Edgar Wright’s “Running Man’ falls short in the humor department

GLEN POWELL, left, and Colman Domingo in sci-fi thriller "The Running Man"

(Ross FERGUSON Paramount Pictures)

The timing couldn't be better — and worse — for Edgar Wright to remake “The Running Man,” only to put no fire into it. He and his co-writer Michael Bacall have adapted a fairly faithful version of the book, unlike the 1987 Arnold Schwarzenegger meathead extravaganza. (The only way to suffer through that one is if you imagine it’s a parody of pun-driven testosterone flicks.) Tellingly, they've left off the year 2025 and only lightly innovated the production design with spherical drones. But there’s little urgency or outrage. Instead of a fun-house mirror of what could be, it’s merely a smudged reflection of what is.

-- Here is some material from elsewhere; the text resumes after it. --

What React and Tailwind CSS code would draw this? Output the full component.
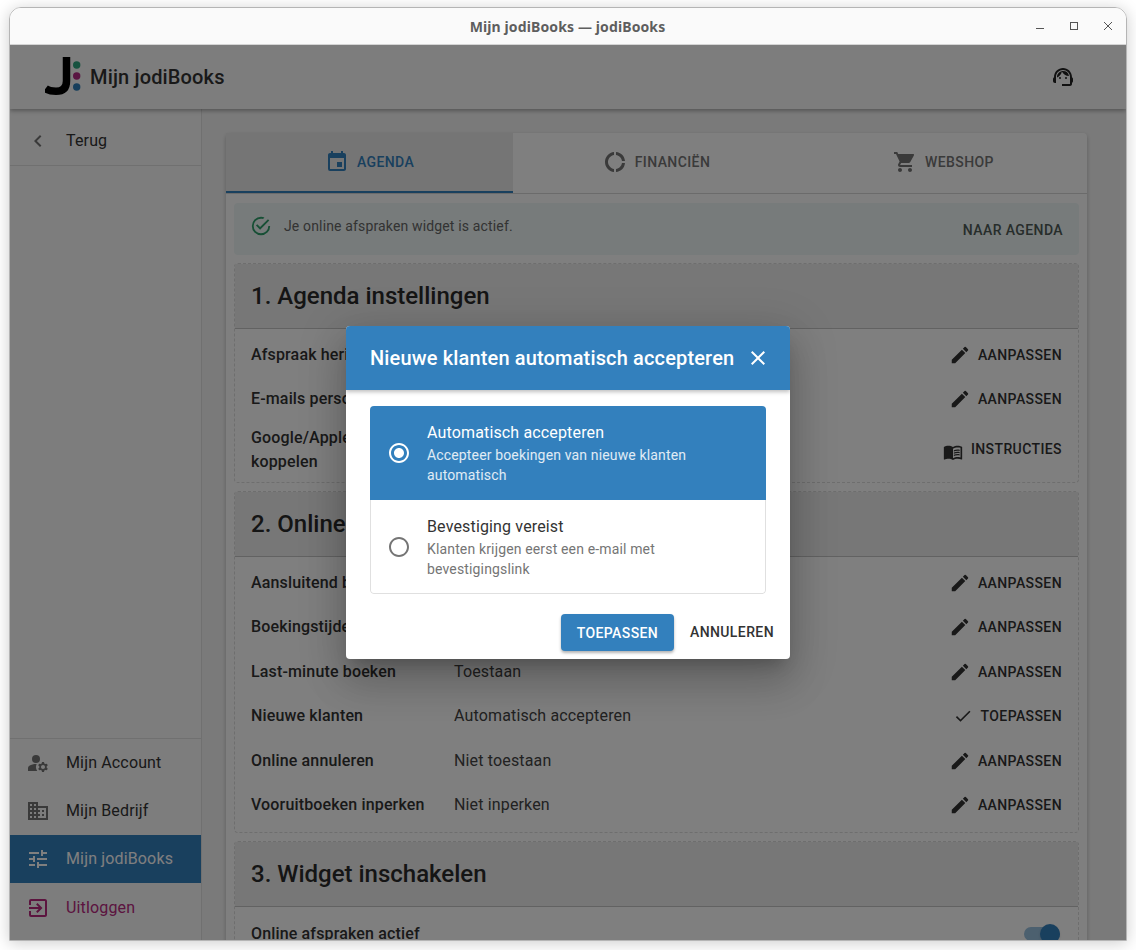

Glen Powell stars as Ben Richards, a cash-strapped, employer-blacklisted father who begrudgingly agrees to be a contestant on a television hit that no one has survived. There’s only one network, FreeVee, and its goals overlap enough with those of the government that the distinction between them isn’t worth parsing. Every day Ben dodges a death squad, he'll earn money for his wife, Sheila (Jayme Lawson), and sick baby, up to a billion “new” dollars if he can last a month. (The updated bills have the Governator’s face printed on them.)